# [Task objective]
Copy down every line where the string "React" shows up.

# [Raw data]
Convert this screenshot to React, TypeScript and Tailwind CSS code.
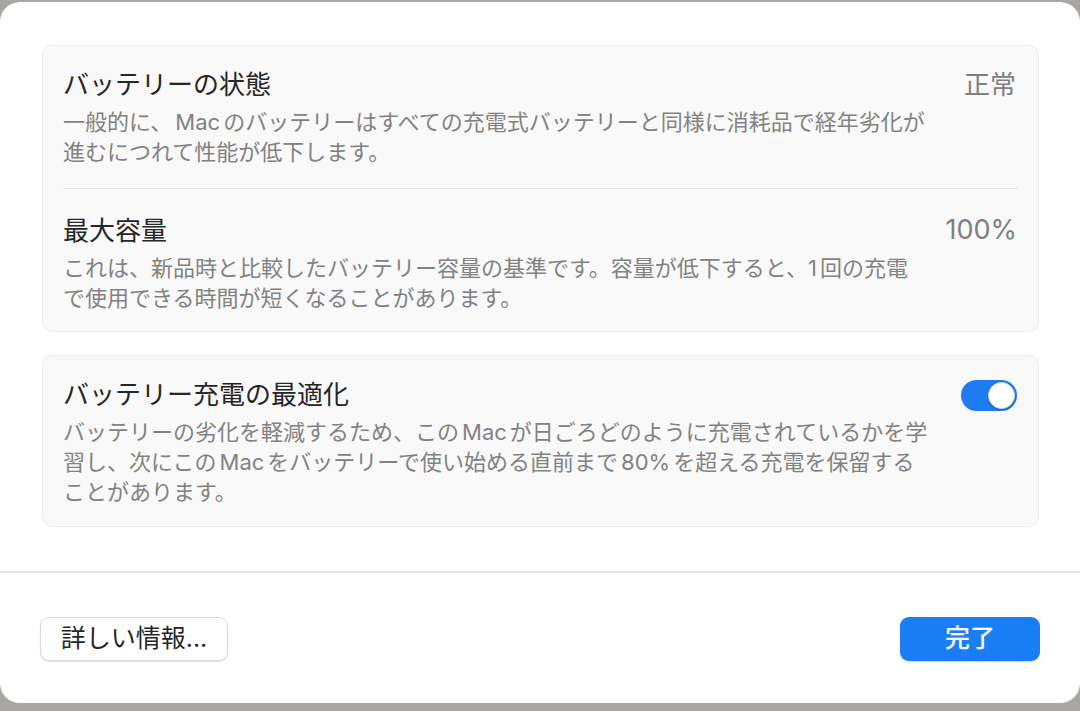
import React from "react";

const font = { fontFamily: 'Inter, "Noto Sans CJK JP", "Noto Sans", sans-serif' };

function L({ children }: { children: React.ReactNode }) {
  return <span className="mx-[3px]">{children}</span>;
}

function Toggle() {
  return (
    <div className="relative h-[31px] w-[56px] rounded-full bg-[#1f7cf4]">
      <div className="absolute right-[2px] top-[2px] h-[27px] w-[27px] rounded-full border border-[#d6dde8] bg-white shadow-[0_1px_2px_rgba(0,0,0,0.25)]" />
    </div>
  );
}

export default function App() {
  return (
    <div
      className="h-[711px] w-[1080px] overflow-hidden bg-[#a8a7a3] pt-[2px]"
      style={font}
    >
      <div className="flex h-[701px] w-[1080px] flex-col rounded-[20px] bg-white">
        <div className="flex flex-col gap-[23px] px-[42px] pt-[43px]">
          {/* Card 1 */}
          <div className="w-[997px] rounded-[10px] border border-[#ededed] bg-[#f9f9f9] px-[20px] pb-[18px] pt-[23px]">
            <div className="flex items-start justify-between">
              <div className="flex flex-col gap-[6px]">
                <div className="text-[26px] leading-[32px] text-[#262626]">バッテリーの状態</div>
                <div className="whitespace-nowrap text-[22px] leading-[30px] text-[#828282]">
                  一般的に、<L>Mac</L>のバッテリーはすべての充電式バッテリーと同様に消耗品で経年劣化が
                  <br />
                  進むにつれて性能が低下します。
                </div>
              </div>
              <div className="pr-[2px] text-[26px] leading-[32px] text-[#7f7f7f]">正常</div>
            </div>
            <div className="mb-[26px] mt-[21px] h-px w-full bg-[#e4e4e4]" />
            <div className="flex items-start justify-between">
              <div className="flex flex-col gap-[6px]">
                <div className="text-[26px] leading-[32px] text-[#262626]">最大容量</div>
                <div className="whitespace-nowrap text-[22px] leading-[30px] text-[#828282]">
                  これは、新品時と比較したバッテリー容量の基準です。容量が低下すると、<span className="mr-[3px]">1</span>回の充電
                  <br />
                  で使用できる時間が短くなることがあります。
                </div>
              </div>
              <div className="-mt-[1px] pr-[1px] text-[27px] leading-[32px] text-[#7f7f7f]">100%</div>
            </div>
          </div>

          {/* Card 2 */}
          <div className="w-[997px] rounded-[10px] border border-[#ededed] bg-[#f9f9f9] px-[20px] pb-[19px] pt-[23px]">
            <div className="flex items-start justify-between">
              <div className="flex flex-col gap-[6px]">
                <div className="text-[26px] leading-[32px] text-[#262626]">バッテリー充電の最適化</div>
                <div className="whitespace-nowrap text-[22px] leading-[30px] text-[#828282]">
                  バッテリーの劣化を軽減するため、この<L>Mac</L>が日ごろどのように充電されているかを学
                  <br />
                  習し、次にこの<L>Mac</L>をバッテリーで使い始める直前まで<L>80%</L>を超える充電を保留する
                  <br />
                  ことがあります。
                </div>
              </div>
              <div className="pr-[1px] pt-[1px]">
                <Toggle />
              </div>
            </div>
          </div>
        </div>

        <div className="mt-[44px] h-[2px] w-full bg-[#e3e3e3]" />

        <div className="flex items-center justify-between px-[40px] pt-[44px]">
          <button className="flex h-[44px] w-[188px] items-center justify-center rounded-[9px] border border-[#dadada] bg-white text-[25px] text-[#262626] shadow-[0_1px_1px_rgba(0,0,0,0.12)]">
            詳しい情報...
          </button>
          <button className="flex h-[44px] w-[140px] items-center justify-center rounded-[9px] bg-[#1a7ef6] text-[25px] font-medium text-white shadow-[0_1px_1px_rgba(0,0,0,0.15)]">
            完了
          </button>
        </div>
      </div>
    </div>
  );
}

# [Complete answer]
Convert this screenshot to React, TypeScript and Tailwind CSS code.
import React from "react";
function L({ children }: { children: React.ReactNode }) {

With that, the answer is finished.